The settlers engaged in this trade because they needed our people's involvement to sustain their settlements and fuel their economies. However, once the services of our people were no longer needed, we were only in their way. We were occupying land they decided was theirs.
It wasn’t very long until colonial governments executed forced removals of our people and relocated them further west. After decades of violent hostilities and land disputes, the 1677 Treaty of Middle Plantation proposed a deal to solve all issues. We were guaranteed control over our traditional homelands, hunting and fishing rights, and other rights if we maintained English loyalty. As time passed and the Colonist's lust for land grew, our rights guaranteed in this treaty soon became ignored. We were no longer partners pursuing a mutual benefit, but now only mere subjects of the English crown.
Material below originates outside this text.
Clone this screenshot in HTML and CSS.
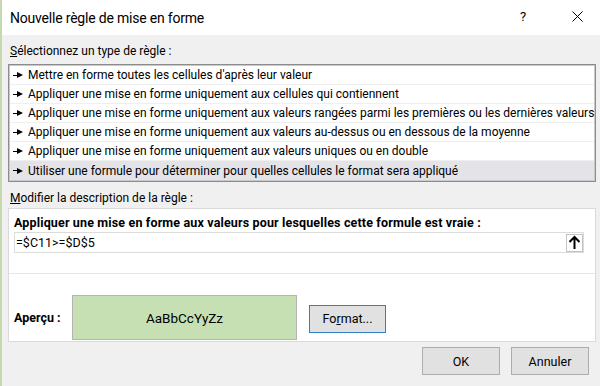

While Thanksgiving has evolved into a symbol of gratitude and family, its historical roots are in colonization, exploitation, and the systematic erasure of Indigenous peoples. Even beyond the holiday itself, the legacy of this erasure persists. The United States was built on stolen land, and the displacement of Native peoples has been followed by attempts to strip us of our culture, language, and identity. Boarding schools, forced assimilation, and discriminatory policies have left scars that many of our communities still carry today.
Thanksgiving can no longer be a comfortable celebration of myths. It should be a time to reflect on the real history of this land, to honor the resilience of Native peoples, and to recognize the injustices that continue to affect us.
Despite all this, Thanksgiving is a holiday my family and I still celebrate. Instead of abandoning already existing traditions, I invite you to expand your understanding and learn about the history of the Wampanoag people and their descendants, and the tribes that are local to your area. Try to understand the impact of colonization and listen to the stories of Native communities who fight to preserve their culture and sovereignty.
We cannot change the past, but we can honor it by seeking the truth and committing to a better future. This Thanksgiving, as you gather with your loved ones, take a moment to reflect on the land you stand on and the people who were here before you. Let’s move forward together, not by clinging to myths, but by acknowledging the full story of our shared history.
Jeremy Harley is a citizen of the Piscataway Conoy Tribe, a state recognized tribe in Maryland, and one of the traditional historic tribes of the East Coast. Harley is a 2023 University of Maryland graduate.